Compare The Hollywood Revue of 1929, a similar plotless revue movie.
- Busby Berkeley Number: Lavish ornate musical numbers with many dancers and singers, elaborate sets, even a brief overhead shot of dancers in a geometric pattern in the manner that Berkeley would soon make famous.
- The Cameo: Oswald the Lucky Rabbit can be seen briefly in the opening cartoon.
- Closet Shuffle: One of the sketch comedy bits involves a quite promiscuous French peasant woman who keeps having soldiers show up at her cottage and ask if she's been true to them. She has to hide three successive soldiers in closets—and then a general shows up.
- Cranial Eruption: How Whiteman gets “crowned” King of Jazz in the cartoon. A monkey hits him over the head with a coconut, giving him a crown-shaped lump.
- Darkest Africa: The opening cartoon depicts Whiteman on a safari in "darkest Africa".
- Everything Is an Instrument: One act features "trick trombonist" Wilbur Hall playing "Stars and Stripes Forever" with a bicycle pump.
- Grand Finale: The final number features hordes of foreigners walking into a melting pot, eventually becoming jazz-loving Americans. At the end, Whiteman and his orchestra (while rather largenote , it did not feature all its members) appear, all dressed in golden suits.

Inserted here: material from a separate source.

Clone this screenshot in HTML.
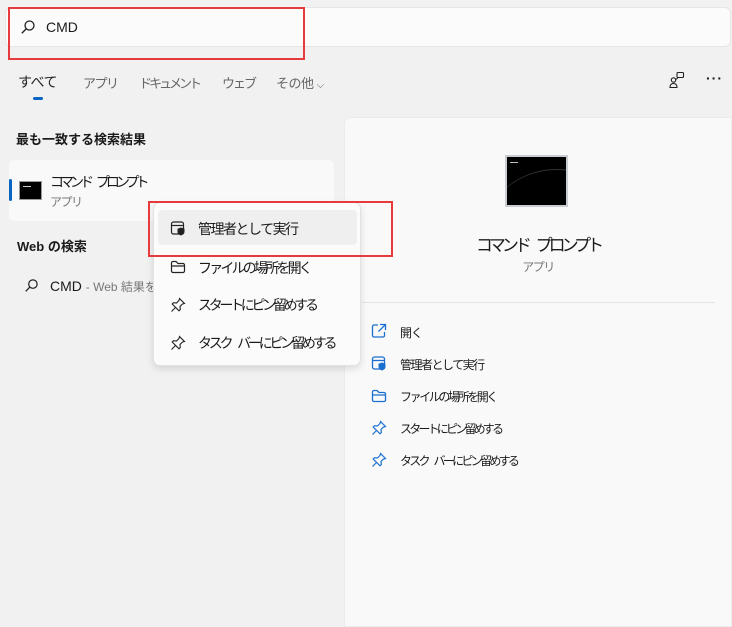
<!DOCTYPE html>
<html><head><meta charset="utf-8"><style>
*{margin:0;padding:0;box-sizing:border-box}
body{width:732px;height:626px;overflow:hidden;background:#f1f1f1;font-family:"Liberation Sans","Noto Sans CJK JP",sans-serif;color:#1a1a1a;position:relative;font-size:13px}
.abs{position:absolute}
.t{white-space:nowrap}
</style></head><body>
<div class="abs" style="left:5px;top:7px;width:726px;height:40px;background:#fbfbfb;border:1px solid #e6e6e6;border-radius:6px"></div>
<svg class="abs" style="left:20px;top:19px" width="16" height="16" viewBox="0 0 16 16"><circle cx="9.5" cy="6.5" r="4.5" fill="none" stroke="#222" stroke-width="1.3"/><path d="M6.3 9.7L1.8 14.2" stroke="#222" stroke-width="1.4"/></svg>
<div class="abs t" style="left:46px;top:19px;font-size:14px">CMD</div>
<div class="abs" style="left:8px;top:7px;width:297px;height:53px;border:2px solid #e83a3a"></div>

<div class="abs t" style="left:18px;top:72px;font-size:14px;color:#222;letter-spacing:-0.5px">すべて</div>
<div class="abs" style="left:33px;top:97px;width:10px;height:3px;background:#0a64c2;border-radius:2px"></div>
<div class="abs t" style="left:83px;top:73px;font-size:13px;color:#666;letter-spacing:-1.5px">アプリ</div>
<div class="abs t" style="left:139px;top:73px;font-size:13px;color:#666;letter-spacing:-3px">ドキュメント</div>
<div class="abs t" style="left:222px;top:73px;font-size:13px;color:#666;letter-spacing:-2px">ウェブ</div>
<div class="abs t" style="left:276px;top:73px;font-size:13px;color:#666;letter-spacing:-0.5px">その他 <span style="font-size:10px">⌵</span></div>
<svg class="abs" style="left:668px;top:71px" width="18" height="18" viewBox="0 0 18 18" fill="none" stroke="#222" stroke-width="1.1"><rect x="9" y="1.5" width="6.5" height="5" rx="1"/><path d="M10 6.5l-2 2"/><circle cx="5.5" cy="9" r="2.2"/><path d="M2 16.5c0-3 1.5-4 3.5-4s3.5 1 3.5 4z"/></svg>
<div class="abs t" style="left:706px;top:70px;font-size:14px;font-weight:bold;letter-spacing:1px">···</div>

<div class="abs t" style="left:16px;top:129px;font-size:13px;font-weight:bold">最も一致する検索結果</div>
<div class="abs" style="left:9px;top:160px;width:325px;height:61px;background:#f9f9f9;border-radius:5px"></div>
<div class="abs" style="left:9px;top:179px;width:3px;height:22px;background:#0a64c2;border-radius:2px"></div>
<div class="abs" style="left:19px;top:181px;width:23px;height:19px;background:#000;border:1px solid #999"><div style="width:8px;height:1px;background:#ccc;margin:4px 0 0 3px"></div></div>
<div class="abs t" style="left:50px;top:172px;font-size:14px;letter-spacing:-4px;word-spacing:6px">コマンド プロンプト</div>
<div class="abs t" style="left:50px;top:193px;font-size:12px;color:#777;letter-spacing:-1.5px">アプリ</div>

<div class="abs t" style="left:17px;top:236px;font-size:13px;font-weight:bold">Web の検索</div>
<svg class="abs" style="left:24px;top:278px" width="15" height="15" viewBox="0 0 16 16"><circle cx="9.5" cy="6.5" r="4.5" fill="none" stroke="#222" stroke-width="1.3"/><path d="M6.3 9.7L1.8 14.2" stroke="#222" stroke-width="1.4"/></svg>
<div class="abs t" style="left:50px;top:278px;font-size:14px">CMD <span style="font-size:12px;color:#777">- Web 結果を</span></div>

<div class="abs" style="left:344px;top:117px;width:388px;height:510px;background:#f9f9f9;border-radius:7px 0 0 0;border:1px solid #ececec"></div>
<div class="abs" style="left:505px;top:155px;width:63px;height:52px;background:#000;border:2px solid #c9cdd2;overflow:hidden"><div style="position:absolute;left:-20px;top:12px;width:140px;height:120px;border-radius:50%;border-top:1px solid #333"></div><div style="width:8px;height:1px;background:#bbb;margin:5px 0 0 3px"></div></div>
<div class="abs t" style="left:344px;width:388px;text-align:center;top:231px;font-size:17px;letter-spacing:-4px;word-spacing:7px">コマンド プロンプト</div>
<div class="abs t" style="left:344px;width:388px;text-align:center;top:258px;font-size:12px;color:#777;letter-spacing:-1.5px">アプリ</div>
<div class="abs" style="left:362px;top:302px;width:353px;height:1px;background:#e4e4e4"></div>

<svg class="abs" style="left:371px;top:323px" width="16" height="16" viewBox="0 0 16 16" fill="none" stroke="#1a6fd0" stroke-width="1.3"><path d="M7 2H3a1.5 1.5 0 0 0-1.5 1.5v9A1.5 1.5 0 0 0 3 14h9a1.5 1.5 0 0 0 1.5-1.5V9"/><path d="M9 1.5h5.5V7M14.5 1.5L7.5 8.5"/></svg>
<div class="abs t" style="left:400px;top:324px;font-size:12px;letter-spacing:-1px">開く</div>
<svg class="abs" style="left:371px;top:355px" width="16" height="16" viewBox="0 0 16 16"><rect x="1.5" y="2" width="12" height="12" rx="2" fill="none" stroke="#1a6fd0" stroke-width="1.3"/><path d="M1.5 5.5h12" stroke="#1a6fd0" stroke-width="1.3"/><path d="M11 7.5l3.5 1.2v3c0 2-1.6 3-3.5 3.8-1.9-.8-3.5-1.8-3.5-3.8v-3z" fill="#1a6fd0"/></svg>
<div class="abs t" style="left:400px;top:356px;font-size:12px;letter-spacing:-1.5px">管理者として実行</div>
<svg class="abs" style="left:371px;top:388px" width="16" height="16" viewBox="0 0 16 16" fill="none" stroke="#1a6fd0" stroke-width="1.3"><path d="M1.5 4a1.5 1.5 0 0 1 1.5-1.5h3l2 2h5a1.5 1.5 0 0 1 1.5 1.5v6a1.5 1.5 0 0 1-1.5 1.5H3A1.5 1.5 0 0 1 1.5 12z M1.5 7h13"/></svg>
<div class="abs t" style="left:400px;top:388px;font-size:12px;letter-spacing:-2.4px">ファイルの場所を開く</div>
<svg class="abs" style="left:371px;top:420px" width="16" height="16" viewBox="0 0 16 16" fill="none" stroke="#1a6fd0" stroke-width="1.2"><path d="M9.5 1.5l5 5-2 .5-2.5 2.5.3 3L9 13.8 2.2 7l1.3-1.3 3 .3L9 3.5z M5.5 10.5L1.5 14.5"/></svg>
<div class="abs t" style="left:400px;top:420px;font-size:12px;letter-spacing:-2.8px">スタートにピン留めする</div>
<svg class="abs" style="left:371px;top:452px" width="16" height="16" viewBox="0 0 16 16" fill="none" stroke="#1a6fd0" stroke-width="1.2"><path d="M9.5 1.5l5 5-2 .5-2.5 2.5.3 3L9 13.8 2.2 7l1.3-1.3 3 .3L9 3.5z M5.5 10.5L1.5 14.5"/></svg>
<div class="abs t" style="left:400px;top:452px;font-size:12px;letter-spacing:-2.7px;word-spacing:5px">タスク バーにピン留めする</div>

<div class="abs" style="left:153px;top:202px;width:208px;height:164px;background:#fbfbfb;border:1px solid #e2e2e2;border-radius:7px;box-shadow:0 3px 8px rgba(0,0,0,.12)"></div>
<div class="abs" style="left:158px;top:210px;width:199px;height:35px;background:#efefef;border-radius:4px"></div>
<svg class="abs" style="left:170px;top:220px" width="16" height="16" viewBox="0 0 16 16"><rect x="1.5" y="2" width="12" height="12" rx="2" fill="none" stroke="#222" stroke-width="1.2"/><path d="M1.5 5.5h12" stroke="#222" stroke-width="1.2"/><path d="M11 7.5l3.5 1.2v3c0 2-1.6 3-3.5 3.8-1.9-.8-3.5-1.8-3.5-3.8v-3z" fill="#222"/></svg>
<div class="abs t" style="left:198px;top:219px;font-size:14px;letter-spacing:-1.5px">管理者として実行</div>
<svg class="abs" style="left:170px;top:259px" width="16" height="16" viewBox="0 0 16 16" fill="none" stroke="#222" stroke-width="1.2"><path d="M1.5 4a1.5 1.5 0 0 1 1.5-1.5h3l2 2h5a1.5 1.5 0 0 1 1.5 1.5v6a1.5 1.5 0 0 1-1.5 1.5H3A1.5 1.5 0 0 1 1.5 12z M1.5 7h13"/></svg>
<div class="abs t" style="left:198px;top:258px;font-size:14px;letter-spacing:-2.8px">ファイルの場所を開く</div>
<svg class="abs" style="left:170px;top:297px" width="16" height="16" viewBox="0 0 16 16" fill="none" stroke="#222" stroke-width="1.1"><path d="M9.5 1.5l5 5-2 .5-2.5 2.5.3 3L9 13.8 2.2 7l1.3-1.3 3 .3L9 3.5z M5.5 10.5L1.5 14.5"/></svg>
<div class="abs t" style="left:198px;top:295px;font-size:14px;letter-spacing:-3.3px">スタートにピン留めする</div>
<svg class="abs" style="left:170px;top:335px" width="16" height="16" viewBox="0 0 16 16" fill="none" stroke="#222" stroke-width="1.1"><path d="M9.5 1.5l5 5-2 .5-2.5 2.5.3 3L9 13.8 2.2 7l1.3-1.3 3 .3L9 3.5z M5.5 10.5L1.5 14.5"/></svg>
<div class="abs t" style="left:198px;top:333px;font-size:14px;letter-spacing:-3.2px;word-spacing:6px">タスク バーにピン留めする</div>
<div class="abs" style="left:148px;top:201px;width:245px;height:56px;border:2px solid #e83a3a"></div>
</body></html>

- Great White Hunter: Whiteman in the cartoon.
- Imagine Spot: One musical number features Harry Barris playing a piano and singing next to a portrait of a pretty woman (La Plante) in a frilly white dress. The film then cuts to said woman as a live actress, and an ornate musical number kicks off. The number then ends by going back to the man alone at his piano next to the painting.
- Incredible Shrinking Man: Paul Whiteman introduces his band with an impressive special effect for the era. He puts a toolbox on a table next to a tiny bandstand. As Whiteman watches, his tiny bandmembers climb out of the toolbox and take their places.
- Ink-Suit Actor: Paul Whiteman is represented with an animated Paul Whiteman in the opening cartoon.
- Leg Focus: The Rockettes (billed as the Russell Market Girls) do their leg-kicking thing more than once.
- The Man in the Moon: The "Bench in the Park" number ends with a rather disturbing shot of Whiteman's corpulent, pencil-mustached face as that of the man in the moon.
- The Musical: A collection of musical numbers, with some sketch comedy interludes.
- Music Soothes the Savage Beast: How Whiteman tames the lion that was about to eat him in the opening cartoon.
- Non-Indicative Name: Subverted. Even though Whiteman called himself the "king of jazz", his music was more in the vein of standard big band numbers rather than what we would call jazz nowadays.
- No Plot? No Problem!: A variety show, lots of music numbers, some sketch comedy, no plot.
- "Not Really Married" Plot: In a brief sketch. A husband and wife discover in the newspaper that the minister who married them was a con man and thus they aren't really married. Then we see the baby beside them, played by Paul Whiteman in an unintentionally creepy moment.Baby: You know what that makes me.
- Obvious Stunt Double: Played for a gag. Whiteman, an overweight man, is asked to dance. After the camera pulls back someone who appears to be Whiteman does an acrobatic dance. Then the movie cuts to another close-up shot in which Whiteman congratulates his stunt double.
- Orange/Blue Contrast: A function of the two-color Technicolor of the day. But the art and costume design make the most of its limited palette.
- Reprise Medley: Right before the end there is a medley that consists of excerpts from all the songs played in the movie.
- Storybook Opening: The movie opens with the host standing in front of a giant book titled "Paul Whiteman's Scrapbook." Each segment was then presented as a page from that book.
- Token Minority: The only black person in the movie is a little girl that is sitting on Whiteman's lap in an entirely random moment.
- Variety Show: A collection of musical numbers and sketch comedy.